We are seeing ever clearer recognition in public opinion and internationally of the role of nuclear in the fight against global warming and in building energy sovereignty.
In their latest reports, intergovernmental agencies (Intergovernmental Panel on Climate Change - IPCC, International Energy Agency - IEA) are increasingly seeing nuclear as an essential lever in the reduction of greenhouse gas (GHG) emissions.
At the end of September 2022, the International Atomic Energy Agency (IAEA) revised its forecasts upwards, and now expects 870 GW of nuclear power in 2050. Previously, it was predicting 790 GW, compared to 390 GW currently.
In France, the announcements made by the President of the Republic in Belfort, in February 2022, relaunched the nuclear program with the construction of 6 EPR2s, the first of which is scheduled to be operational by 2035,
and studies for a further 8 EPR2s. The plan also makes provision for the extension of the lifetime of existing reactors, in particular the 900 MW series, as well as investments of 1 billion euros between now and 2030 to be allocated to the development of advanced reactors: innovative small-scale reactors.

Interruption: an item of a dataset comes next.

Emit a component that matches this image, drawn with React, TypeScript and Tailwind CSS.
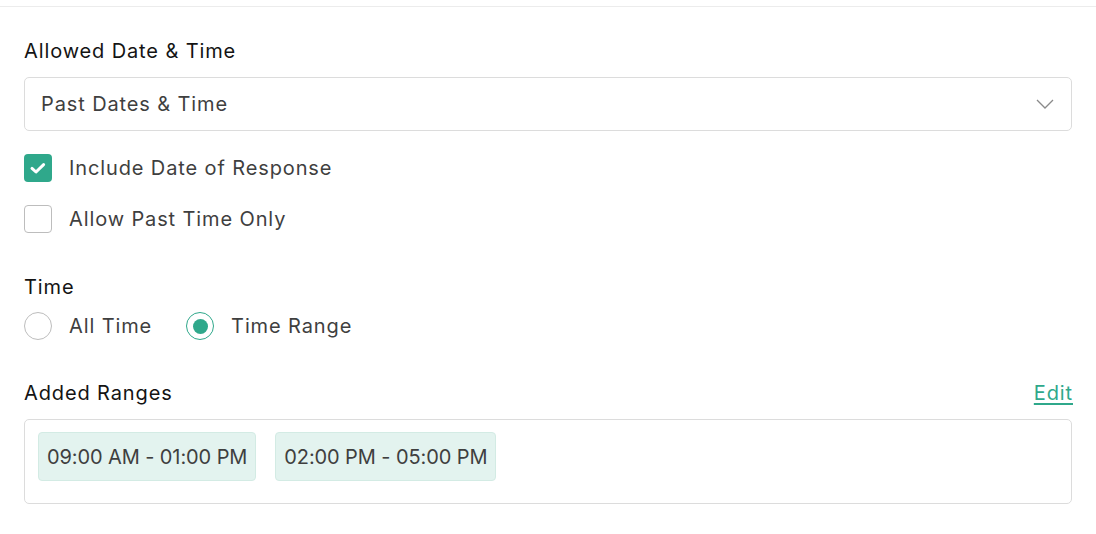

In the USA, for several years now, there has been a strong dynamic to accelerate innovation in the sector. With a program of more than $ 4Bn of subsidies, the USA is banking on the development of advanced reactors by
supporting start-ups. The ambition is clear: to regain sovereignty in nuclear, with the same method which has made it possible to see the emergence of SpaceX in the space sector or Tesla in the automotive sector! The level of support has been stepped
up with the invasion of Ukraine and the recent inflation act which earmarks $ 700 M for the fabrication of highly enriched fuel for these reactors.
Other countries are once again putting their faith in nuclear as a response to the energy crisis. Over the past few months, to cite just 3 examples:
- Belgium has chosen to extend the lifetime of certain of its reactors;
- in the Netherlands, the new government's coalition agreement envisages the construction of two nuclear power plants;
- the UK has decided to triple installed nuclear capacity between now and 2050, as part of a new energy security strategy. The government is thus aiming for 24 GW of nuclear capacity by 2050 (compared to 7 today).
Did you know?
"62 reactors are under construction worldwide. China has commissioned 35 reactors between 2010 and 2020"
The arrival of a new generation of innovative reactors, such as SMR/AMR-type small modular reactors, will bring nuclear power into a new era. More compact and less costly to manufacture with a fuel cycle allowing the quantity of waste
to be reduced, they complement EPRs well.